Morose. Maternal. Misanthropic.
Parenting is hard. It might be the hardest thing I’ve ever done. You have to navigate this tenuous balance between taking care of a small person’s needs while also teaching them to take care of themselves while them encouraging them to find themselves while giving them the tools to maybe someday leave the nest while also being your own person while maybe even sustaining a healthy relationship with the child’s other parent. While while while while. It’s a lot. And it’s totally worth it! I love my kid! But it can also be mentally, physically, and psychologically draining all at the same time.
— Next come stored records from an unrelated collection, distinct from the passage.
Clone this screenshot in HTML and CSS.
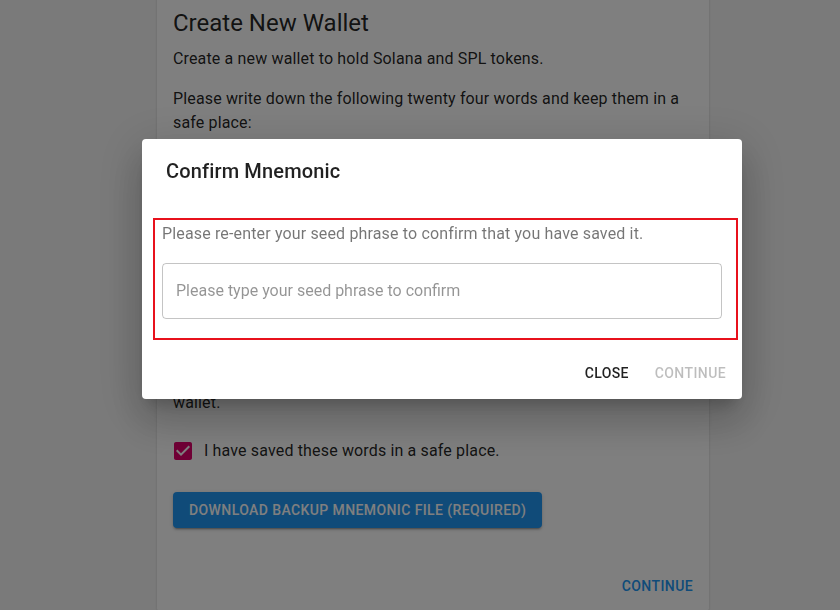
FILE: index.html
```html
<!DOCTYPE html>
<html lang="en">
<head>
<meta charset="utf-8">
<title>Create New Wallet</title>
<link rel="stylesheet" href="styles.css">
</head>
<body>
<main class="page">
  <section class="card">
    <div class="card-content">
      <h1 class="title">Create New Wallet</h1>
      <p class="body">Create a new wallet to hold Solana and SPL tokens.</p>
      <p class="body">Please write down the following twenty four words and keep them in a safe place:</p>
      <div class="mnemonic">
        <span class="mnemonic-label">Mnemonic</span>
        <p class="mnemonic-words">hidden words go here behind the dialog and are not visible in the picture at all</p>
      </div>
      <p class="body notice">Your private keys are only stored on your current computer or device. You will need these words to restore your<br>wallet.</p>
      <label class="check-row">
        <span class="check-box">
          <svg viewBox="0 0 24 24" width="24" height="24"><path fill="currentColor" d="M19 3H5c-1.11 0-2 .9-2 2v14c0 1.1.89 2 2 2h14c1.11 0 2-.9 2-2V5c0-1.1-.89-2-2-2zm-9 14l-5-5 1.41-1.41L10 14.17l7.59-7.59L19 8l-9 9z"/></svg>
        </span>
        <span class="check-label">I have saved these words in a safe place.</span>
      </label>
      <button class="btn-contained" type="button">Download Backup Mnemonic File (Required)</button>
    </div>
    <div class="card-actions">
      <button class="btn-text primary" type="button">Continue</button>
    </div>
  </section>
</main>

<div class="backdrop"></div>

<div class="dialog" role="dialog">
  <h2 class="dialog-title">Confirm Mnemonic</h2>
  <div class="dialog-content">
    <div class="highlight">
      <p class="dialog-text">Please re-enter your seed phrase to confirm that you have saved it.</p>
      <div class="input">
        <input type="text" placeholder="Please type your seed phrase to confirm">
      </div>
    </div>
  </div>
  <div class="dialog-actions">
    <button class="btn-text" type="button">Close</button>
    <button class="btn-text disabled" type="button">Continue</button>
  </div>
</div>
</body>
</html>
```
FILE: styles.css
```css
* { box-sizing: border-box; }
html, body { margin: 0; padding: 0; }
body {
  background: #f5f5f5;
  font-family: Roboto, "Liberation Sans", sans-serif;
  color: rgba(0,0,0,0.87);
  width: 840px;
  height: 610px;
  overflow: hidden;
}
.page {
  padding-left: 157px;
}
.card {
  width: 552px;
  margin-top: -9px;
  background: #fff;
  border-radius: 4px;
  box-shadow: 0 2px 1px -1px rgba(0,0,0,0.2), 0 1px 1px 0 rgba(0,0,0,0.14), 0 1px 3px 0 rgba(0,0,0,0.12);
}
.card-content {
  padding: 16px 16px 0 16px;
}
.title {
  margin: 0 0 8px 0;
  font-size: 24px;
  font-weight: 400;
  line-height: 32px;
}
.body {
  margin: 0 0 16px 0;
  font-size: 16px;
  line-height: 24px;
  letter-spacing: 0.00938em;
}
.mnemonic {
  height: 176px;
  border: 1px solid rgba(0,0,0,0.23);
  border-radius: 4px;
  padding: 16px 14px;
  margin: 0 0 16px 0;
}
.mnemonic-label { font-size: 12px; color: rgba(0,0,0,0.54); }
.mnemonic-words { margin: 4px 0 0; font-size: 16px; }
.notice { margin-bottom: 15px; }
.check-row {
  display: flex;
  align-items: center;
  margin-left: -11px;
  height: 42px;
}
.check-box {
  width: 42px;
  height: 42px;
  display: flex;
  align-items: center;
  justify-content: center;
  color: #e0006b;
}
.check-box svg { display: block; }
.check-label {
  font-size: 16px;
  line-height: 24px;
  letter-spacing: 0.00938em;
}
.btn-contained {
  margin-top: 20px;
  height: 36px;
  padding: 6px 16px;
  border: 0;
  border-radius: 4px;
  background: #2196f3;
  color: #fff;
  font-family: inherit;
  font-size: 14px;
  font-weight: 500;
  letter-spacing: 0.02857em;
  text-transform: uppercase;
  box-shadow: 0 3px 1px -2px rgba(0,0,0,0.2), 0 2px 2px 0 rgba(0,0,0,0.14), 0 1px 5px 0 rgba(0,0,0,0.12);
}
.card-actions {
  display: flex;
  justify-content: flex-end;
  padding: 40px 8px 8px 8px;
}
.btn-text {
  min-width: 64px;
  height: 36px;
  padding: 6px 8px;
  border: 0;
  background: transparent;
  font-family: inherit;
  font-size: 14px;
  font-weight: 500;
  letter-spacing: 0.02857em;
  text-transform: uppercase;
  color: rgba(0,0,0,0.87);
  border-radius: 4px;
}
.btn-text.primary { color: #2196f3; }
.btn-text.disabled { color: rgba(0,0,0,0.26); }
.backdrop {
  position: fixed;
  inset: 0;
  background: rgba(0,0,0,0.5);
}
.dialog {
  position: fixed;
  left: 142px;
  top: 139px;
  width: 600px;
  background: #fff;
  border-radius: 4px;
  box-shadow: 0 11px 15px -7px rgba(0,0,0,0.2), 0 24px 38px 3px rgba(0,0,0,0.14), 0 9px 46px 8px rgba(0,0,0,0.12);
}
.dialog-title {
  margin: 0;
  padding: 16px 24px;
  font-size: 20px;
  font-weight: 500;
  line-height: 32px;
  letter-spacing: 0.0075em;
}
.dialog-content {
  padding: 15px 4px 7px 11px;
}
.highlight {
  border: 2px solid #e8111c;
  padding: 2px 14px 19px 7px;
}
.dialog-text {
  margin: 0 0 17px 0;
  font-size: 16px;
  line-height: 24px;
  letter-spacing: 0.00938em;
  color: rgba(0,0,0,0.54);
}
.input {
  height: 56px;
  border: 1px solid rgba(0,0,0,0.23);
  border-radius: 4px;
  display: flex;
  align-items: center;
  padding-bottom: 1px;
}
.input input {
  width: 100%;
  border: 0;
  outline: 0;
  background: transparent;
  padding: 0 13px;
  font-family: inherit;
  font-size: 16px;
  color: rgba(0,0,0,0.87);
}
.input input::placeholder {
  color: rgba(0,0,0,0.42);
  opacity: 1;
}
.dialog-actions {
  display: flex;
  justify-content: flex-end;
  gap: 8px;
  padding: 8px;
}
```
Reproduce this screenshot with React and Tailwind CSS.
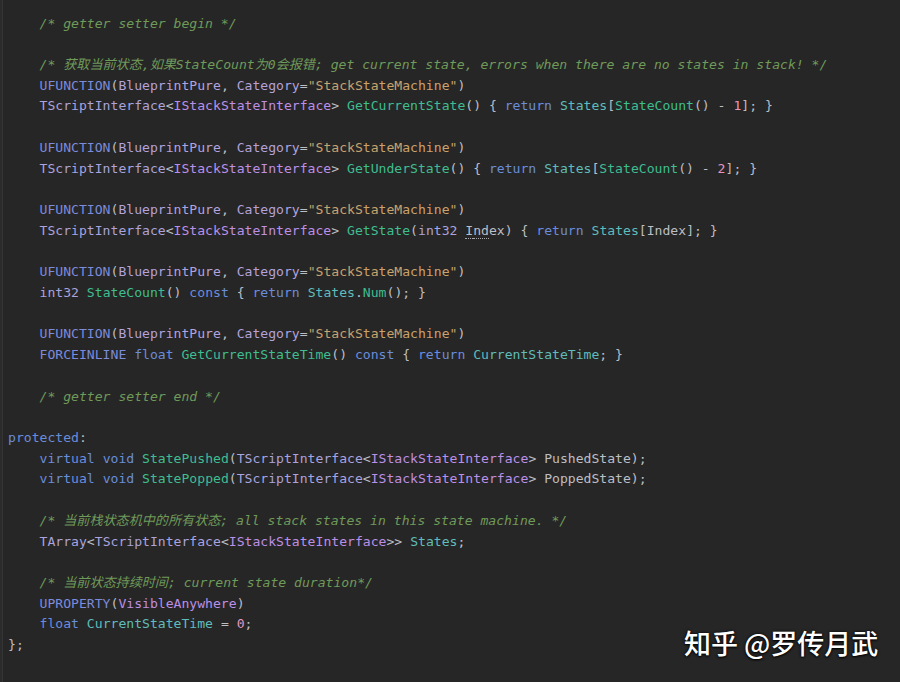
import React from "react";

const cm = "text-[#6f9a5a] italic";
const kw = "text-[#6a8ddb]";
const mac = "text-[#7c8bdb]";
const spec = "text-[#b3a2dc]";
const str = "text-[#c9a26d]";
const num = "text-[#e596c0]";
const fn = "text-[#3fbd90]";
const cls = "text-[#aaa3de]";
const ifc = "text-[#bc8fe6]";
const fld = "text-[#5fbcbc]";
const tx = "text-[#bcbec4]";

const I = [tx, "    "];

const ufn = [
  I,
  [mac, "UFUNCTION"],
  [tx, "("],
  [spec, "BlueprintPure"],
  [tx, ", "],
  [spec, "Category"],
  [tx, "="],
  [str, '"StackStateMachine"'],
  [tx, ")"],
];

const tsi = [
  [cls, "TScriptInterface"],
  [tx, "<"],
  [ifc, "IStackStateInterface"],
  [tx, ">"],
];

const lines = [
  [I, [cm, "/* getter setter begin */"]],
  [],
  [I, [cm, "/* 获取当前状态,如果StateCount为0会报错; get current state, errors when there are no states in stack! */"]],
  ufn,
  [
    I,
    ...tsi,
    [tx, " "],
    [fn, "GetCurrentState"],
    [tx, "() { "],
    [kw, "return"],
    [tx, " "],
    [fld, "States"],
    [tx, "["],
    [fn, "StateCount"],
    [tx, "() - "],
    [num, "1"],
    [tx, "]; }"],
  ],
  [],
  ufn,
  [
    I,
    ...tsi,
    [tx, " "],
    [fn, "GetUnderState"],
    [tx, "() { "],
    [kw, "return"],
    [tx, " "],
    [fld, "States"],
    [tx, "["],
    [fn, "StateCount"],
    [tx, "() - "],
    [num, "2"],
    [tx, "]; }"],
  ],
  [],
  ufn,
  [
    I,
    ...tsi,
    [tx, " "],
    [fn, "GetState"],
    [tx, "("],
    [cls, "int32"],
    [tx, " "],
    ["idx", "Index"],
    [tx, ") { "],
    [kw, "return"],
    [tx, " "],
    [fld, "States"],
    [tx, "[Index]; }"],
  ],
  [],
  ufn,
  [
    I,
    [cls, "int32"],
    [tx, " "],
    [fn, "StateCount"],
    [tx, "() "],
    [kw, "const"],
    [tx, " { "],
    [kw, "return"],
    [tx, " "],
    [fld, "States"],
    [tx, "."],
    [fn, "Num"],
    [tx, "(); }"],
  ],
  [],
  ufn,
  [
    I,
    [mac, "FORCEINLINE"],
    [tx, " "],
    [kw, "float"],
    [tx, " "],
    [fn, "GetCurrentStateTime"],
    [tx, "() "],
    [kw, "const"],
    [tx, " { "],
    [kw, "return"],
    [tx, " "],
    [fld, "CurrentStateTime"],
    [tx, "; }"],
  ],
  [],
  [I, [cm, "/* getter setter end */"]],
  [],
  [
    [kw, "protected"],
    [tx, ":"],
  ],
  [
    I,
    [kw, "virtual"],
    [tx, " "],
    [kw, "void"],
    [tx, " "],
    [fn, "StatePushed"],
    [tx, "("],
    ...tsi,
    [tx, " PushedState);"],
  ],
  [
    I,
    [kw, "virtual"],
    [tx, " "],
    [kw, "void"],
    [tx, " "],
    [fn, "StatePopped"],
    [tx, "("],
    ...tsi,
    [tx, " PoppedState);"],
  ],
  [],
  [I, [cm, "/* 当前栈状态机中的所有状态; all stack states in this state machine. */"]],
  [
    I,
    [cls, "TArray"],
    [tx, "<"],
    ...tsi,
    [tx, "> "],
    [fld, "States"],
    [tx, ";"],
  ],
  [],
  [I, [cm, "/* 当前状态持续时间; current state duration*/"]],
  [
    I,
    [mac, "UPROPERTY"],
    [tx, "("],
    [ifc, "VisibleAnywhere"],
    [tx, ")"],
  ],
  [
    I,
    [kw, "float"],
    [tx, " "],
    [fld, "CurrentStateTime"],
    [tx, " = "],
    [num, "0"],
    [tx, ";"],
  ],
  [[tx, "};"]],
];

function Token({ c, t }) {
  if (c === "idx") {
    return (
      <span className="text-[#bcbec4]">
        <span className="border-b border-dotted border-[#a8a8a8]">I</span>
        <span className="border-b border-dotted border-[#a8a8a8]">nd</span>
        ex
      </span>
    );
  }
  return <span className={c}>{t}</span>;
}

export default function App() {
  return (
    <div className="relative w-[900px] h-[682px] overflow-hidden bg-[#262626] flex">
      <div className="w-[3px] h-full bg-[#2b2b2b] border-r border-[#343434]" />
      <div
        className="flex-1 pt-[13.6px] pl-[5px] flex flex-col text-[13.1px] leading-[20.72px] whitespace-pre"
        style={{ fontFamily: '"DejaVu Sans Mono", "Noto Sans CJK SC", monospace' }}
      >
        {lines.map((ln, i) => (
          <div key={i} className="h-[20.72px]">
            {ln.map(([c, t], j) => (
              <Token key={j} c={c} t={t} />
            ))}
          </div>
        ))}
      </div>
      <div
        className="absolute left-[684px] top-[626px] text-[27px] leading-[34px] font-medium text-white [text-shadow:0_0_3px_rgba(0,0,0,0.95),0_1px_2px_rgba(0,0,0,0.9)]"
        style={{ fontFamily: '"Noto Sans CJK SC", "Noto Sans", sans-serif' }}
      >
        知乎 @罗传月武
      </div>
    </div>
  );
}
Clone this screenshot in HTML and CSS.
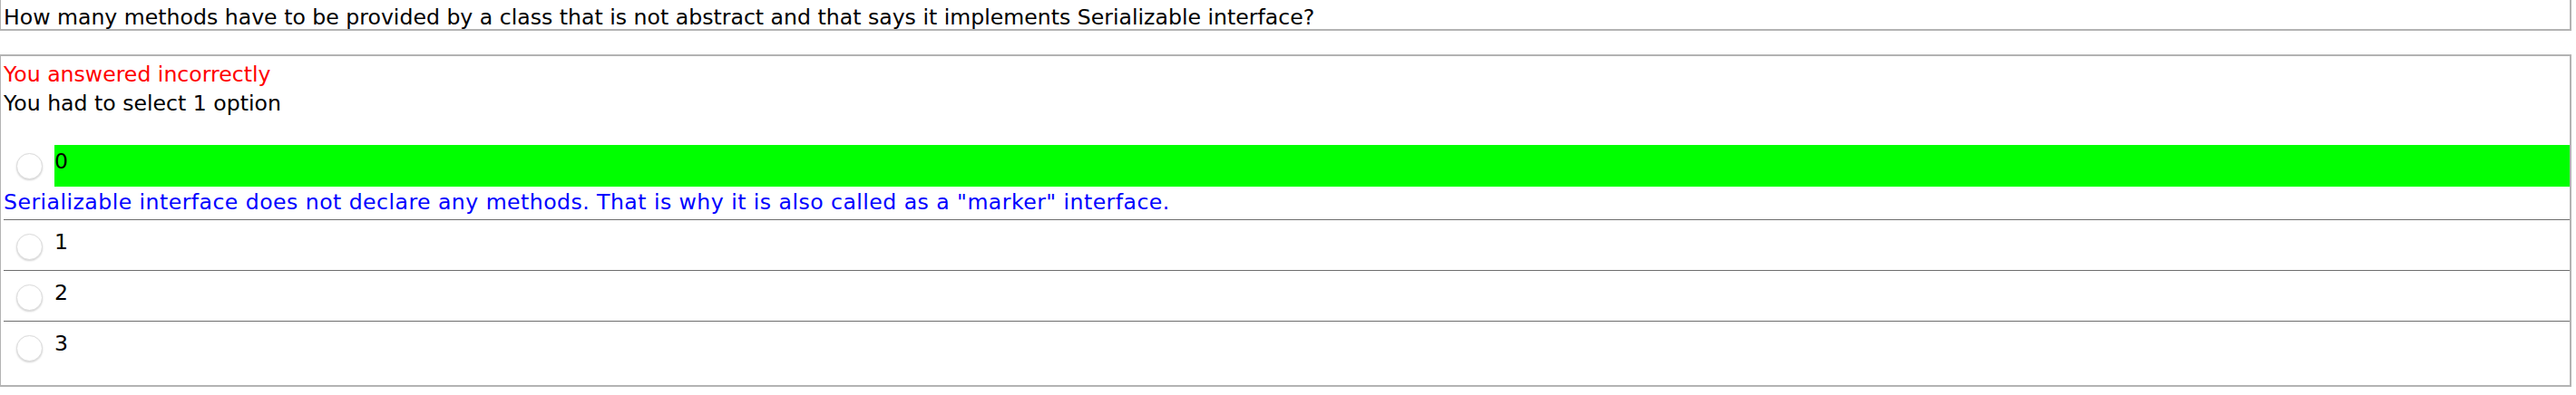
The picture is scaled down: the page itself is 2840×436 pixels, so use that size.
FILE: index.html
```html
<!DOCTYPE html>
<html>
<head>
<meta charset="utf-8">
<link rel="stylesheet" href="styles.css">
</head>
<body>
<div class="page">
  <div class="question">How many methods have to be provided by a class that is not abstract and that says it implements Serializable interface?</div>
  <div class="answer">
    <div class="result">
      <div class="wrong">You answered incorrectly</div>
      <div class="hint">You had to select 1 option</div>
    </div>
    <div class="options">
      <div class="option">
        <div class="choice">
          <div class="radio-cell"><span class="radio"></span></div>
          <div class="label correct">0</div>
        </div>
        <div class="explain">Serializable interface does not declare any methods. That is why it is also called as a "marker" interface.</div>
      </div>
      <div class="option">
        <div class="choice">
          <div class="radio-cell"><span class="radio"></span></div>
          <div class="label">1</div>
        </div>
      </div>
      <div class="option">
        <div class="choice">
          <div class="radio-cell"><span class="radio"></span></div>
          <div class="label">2</div>
        </div>
      </div>
      <div class="option last">
        <div class="choice">
          <div class="radio-cell"><span class="radio"></span></div>
          <div class="label">3</div>
        </div>
      </div>
    </div>
  </div>
</div>
</body>
</html>
```
FILE: styles.css
```css
* { box-sizing: border-box; }
html, body { margin: 0; padding: 0; background: #ffffff; }
body {
  font-family: "DejaVu Sans", Verdana, sans-serif;
  font-size: 23.6px;
  color: #000000;
}
.page { width: 2835px; }

.question {
  border: 2px solid #b3b3b3;
  border-top: 0;
  border-left-width: 1px;
  padding: 5px 3px 0;
  height: 34px;
  line-height: 28px;
  white-space: nowrap;
}

.answer {
  margin-top: 26px;
  border: 2px solid #b3b3b3;
  border-left-width: 1px;
  padding: 4px 0 15px 3px;
}

.result { line-height: 32px; margin-bottom: 24px; }
.wrong { color: #ff0000; }
.hint { color: #000000; }

.options { display: flex; flex-direction: column; }
.option {
  padding: 6px 0 3px;
  border-bottom: 1px solid #6e6e6e;
}
.option.last { border-bottom: 0; }

.choice { display: flex; align-items: center; height: 46px; }
.radio-cell {
  width: 56px;
  flex: none;
  display: flex;
  justify-content: center;
  align-items: center;
}
.radio {
  width: 29px;
  height: 29px;
  border-radius: 50%;
  background: #ffffff;
  border: 1px solid #dcdcdc;
  box-shadow: 0 1px 2px rgba(0, 0, 0, 0.18);
}
.label {
  flex: 1;
  align-self: stretch;
  padding-top: 4px;
  line-height: 28px;
}
.label.correct { background: #00ff00; }

.explain {
  color: #0000ff;
  line-height: 32px;
  margin-top: 1px;
  letter-spacing: 0.45px;
}
```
But unlike the protagonist of The Lost Daughter, I never decided to leave my child for three years in hopes of finding myself without any parental obligations. I definitely never returned to my family, saw my spouse eventually divorce me and move across the Atlantic Ocean, and watched my children follow him as soon as they graduated high school. And I certainly didn’t get entangled in another family’s generational drama while on summer vacation.
Then again, most of us aren’t Leda, the sharp-edged creation of the inimitable Elena Ferrante. To her credit, she doesn’t want the reader’s pity, and she didn’t seek after pity from the inhabitants of that coastal town in southern Italy. She only wanted to spend a few weeks enjoying the sunshine and sea air while reading and preparing for her next semester of teaching. While she did partake of the relaxing environment, she also entertained the advances of her grandfatherly landlord, flirted with the lifeguard, and served as chief counselor and subtle antagonist of a sprawling family down the beach.
It’s a story of blatant melancholy and caustic remembrance, half internal monologue and half conversation with the other vacationers. Leda both refuses to apologize for her choices while also seeking some sort of solace for those choices. She readily admits that she wasn’t a traditional mother, so she knows why her children hold her at arms’ length. But she also recognizes that her choices allowed her to become an independent woman by middle age, as she feels that she married and had kids too young. It’s a character study on the conflict between motherhood and adulthood that refuses any easy answers.
Leda doesn’t want you to like her, and neither does Ferrante – and I like that a lot.